Kegiatan pacaran dapat meningkatkan pemahaman yang lebih baik terhadap sesuatu yang dipacari. Sehingga mampu dan mengetahui cara mempertahankan hubungan.
Pacaran Ala Santri
Jika kita melihat pengertian yang dikemukakan oleh Sternberg, maka kegiatan pacaran bisa ini harusnya bisa dilakukan oleh siapa saja dengan apa saja. Tidak dibatasi oleh kelompok jenis atau status sosial apalagi. Salah satu ekspresi rasa cinta ini berlaku bagi siapa saja yang memiliki perasaan, contohnya santri.
Ketika siang hari membaca surat cinta dari-Nya, sedangkan di puncak malam, antara sendu dan haru, mengimaji tentang-Nya sampai waktu subuh. Mungkin demikian sosok pacaran ideal ala santri. Kecintaan kepada Tuhan mampu membuat rasa kantuknya hilang, kendati pada pertengahan malam, ia tetap bangun untuk bisa berduaan bersama-Nya.

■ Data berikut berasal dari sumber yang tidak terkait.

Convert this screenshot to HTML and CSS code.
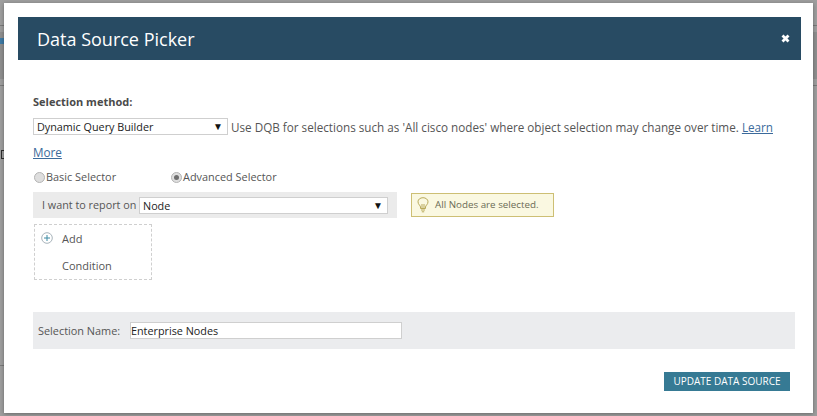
FILE: index.html
```html
<!DOCTYPE html>
<html lang="en">
<head>
<meta charset="utf-8">
<title>Data Source Picker</title>
<link rel="stylesheet" href="styles.css">
</head>
<body>
<div class="backdrop-band"></div>
<div class="backdrop-chip"></div>
<div class="backdrop-box"></div>
<div class="backdrop-line line-a"></div>
<div class="backdrop-line line-b"></div>
<div class="backdrop-line line-c"></div>
<main class="modal">
  <header class="modal-head">
    <h1>Data Source Picker</h1>
    <svg class="close" width="9" height="9" viewBox="0 0 9 9" aria-label="Close"><path d="M1.5 1.5 7.500 7.500M7.500 1.500 1.500 7.500" stroke="#fff" stroke-width="2.800"/></svg>
  </header>
  <section class="content">
    <div class="label-strong">Selection method:</div>
    <div class="method">
      <span class="select method-select">Dynamic Query Builder<i class="arrow">▼</i></span>
      <span class="method-note">Use DQB for selections such as 'All cisco nodes' where object selection may change over time. <a href="#">Learn</a></span>
    </div>
    <div class="method-more"><a href="#">More</a></div>
    <div class="radios">
      <label class="radio-item basic"><span class="radio"></span>Basic Selector</label>
      <label class="radio-item"><span class="radio on"></span>Advanced Selector</label>
    </div>
    <div class="report-row">
      <div class="report">
        <span class="report-label">I want to report on</span>
        <span class="select report-select">Node<i class="arrow">▼</i></span>
      </div>
      <div class="hint">
        <svg width="12" height="16" viewBox="0 0 12 16" fill="none" stroke="#b8a95a" stroke-width="1"><path d="M3.500 11.500V10C3.500 8.500 1 7.500 1 4.800 1 2.400 3.200.7 6 .7s5 1.700 5 4.100C11 7.500 8.500 8.500 8.500 10v1.500ZM5 11V7M7 11V7M4 13h4M4.800 14.800h2.400"/></svg>
        <span>All Nodes are selected.</span>
      </div>
    </div>
    <div class="add-box">
      <svg class="plus" width="12" height="12" viewBox="0 0 12 12" fill="none"><circle cx="6" cy="6" r="5.300" stroke="#a9b4bb"/><path d="M6 3v6M3 6h6" stroke="#3d8aa3"/></svg>
      <span class="add-text">Add<br>Condition</span>
    </div>
    <div class="name-band">
      <label>Selection Name:</label>
      <span class="name-input">Enterprise Nodes</span>
    </div>
    <div class="actions"><button type="button">UPDATE DATA SOURCE</button></div>
  </section>
</main>
</body>
</html>
```
FILE: styles.css
```css
* { box-sizing: border-box; }
html, body { margin: 0; height: 416px; overflow: hidden; }
body {
  background: #9e9e9e;
  padding: 3px 4px;
  font: 11px/16px "Open Sans", sans-serif;
  color: #555;
  position: relative;
}
.backdrop-band { position: absolute; left: 0; right: 0; top: 32px; height: 47px; background: #8f8f8f; }
.backdrop-chip { position: absolute; left: 0; top: 38px; width: 4px; height: 6px; background: #3f7ba6; }
.backdrop-box { position: absolute; left: 1px; top: 150px; width: 3px; height: 9px; border: 1px solid #2c2c2c; border-right: 0; }
.backdrop-line { position: absolute; background: #7a7a7a; height: 1px; }
.line-a { left: 0; right: 0; top: 25px; }
.line-b { left: 0; right: 0; top: 85px; }
.line-c { left: 0; width: 4px; top: 365px; }
.modal {
  width: 809px;
  height: 410px;
  background: #fff;
  padding: 14px;
  position: relative;
  box-shadow: 0 1px 4px rgba(0, 0, 0, .35);
}
.modal-head {
  width: 783px;
  height: 43px;
  background: #284b63;
  color: #fff;
  display: flex;
  align-items: center;
  justify-content: space-between;
  padding: 0 11px 0 19px;
}
.modal-head h1 { margin: 0; font-size: 18px; font-weight: 400; line-height: 24px; }
.content { padding: 34px 0 0 15px; }
.label-strong { font-weight: 700; font-size: 11px; line-height: 16px; color: #4a4a4a; }
.method {
  margin: 3px 0 0;
  height: 27px;
  display: flex;
  align-items: center;
  gap: 3px;
  white-space: nowrap;
  font-size: 11.7px;
}
.method-more { height: 25px; line-height: 25px; font-size: 11.7px; }
.method a, .method-more a { color: #3b6a9b; text-decoration: underline; }
.select {
  display: inline-block;
  position: relative;
  background: #fff;
  border: 1px solid #cfcfcf;
  height: 17px;
  font-size: 10.8px;
  line-height: 15px;
  padding-left: 3px;
  color: #222;
}
.method-select { width: 195px; }
.arrow {
  position: absolute;
  right: 4px;
  top: 0;
  font-style: normal;
  font-size: 10px;
  line-height: 14px;
  color: #111;
}
.radios { display: flex; margin-top: 4px; height: 16px; line-height: 16px; font-size: 10.9px; }
.radio-item { display: flex; align-items: center; }
.basic { width: 137px; }
.radio {
  width: 11px;
  height: 11px;
  border-radius: 50%;
  background: #dedede;
  border: 1px solid #b4b4b4;
  margin: 0 1px 0 1px;
  position: relative;
}
.radio.on::after {
  content: "";
  position: absolute;
  left: 2px;
  top: 2px;
  width: 5px;
  height: 5px;
  border-radius: 50%;
  background: #6e6e6e;
}
.report-row { display: flex; align-items: center; margin-top: 7px; }
.report {
  width: 364px;
  height: 26px;
  background: #ebebeb;
  display: flex;
  align-items: center;
  padding-left: 9px;
}
.report-label { width: 97px; font-size: 10.8px; }
.report-select { width: 249px; padding-left: 3px; }
.hint {
  width: 143px;
  height: 24px;
  margin-left: 14px;
  background: #faf8e1;
  border: 1px solid #cdbf74;
  display: flex;
  align-items: center;
  gap: 6px;
  padding-left: 5px;
  font-size: 9.8px;
  color: #6b6b55;
}
.add-box {
  width: 118px;
  height: 56px;
  margin: 6px 0 0 1px;
  border: 1px dashed #cfcfcf;
  display: flex;
  padding: 0 6px;
}
.plus { margin-top: 7px; flex: none; }
.add-text { margin-left: 9px; line-height: 27px; }
.name-band {
  width: 762px;
  height: 37px;
  margin-top: 32px;
  background: #ebecee;
  display: flex;
  align-items: center;
  padding-left: 5px;
  font-size: 10.9px;
}
.name-band label { width: 92px; }
.name-input {
  width: 272px;
  height: 17px;
  background: #fff;
  border: 1px solid #cfcfcf;
  font-size: 10.8px;
  line-height: 15px;
  padding-left: 0;
  color: #222;
}
.actions { width: 757px; display: flex; justify-content: flex-end; margin-top: 23px; }
button {
  width: 126px;
  height: 19px;
  border: 0;
  padding: 0;
  background: #367a94;
  color: #fff;
  font: 10px/19px "Open Sans", sans-serif;
}
```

Segala hal dilakukan demi mengenal-Nya lebih dalam, kendati harus mengikuti kiai ke mana pun perginya. Menginap di pondok atau bahkan tidak makan sehari bukan menjadi masalah, asalkan bisa mengenal Dzat yang dipacari.
Santri rela mengikuti berbagi tirakat di pondok – walaupun tidak semua pondok memiliki tirakat – hanya karena ingin belajar komunikasi dengan Sang Maha Kasih. Mulai belajar membangun komitmen hubungan dengan-Nya dengan berusaha istikamah dalam ibadah.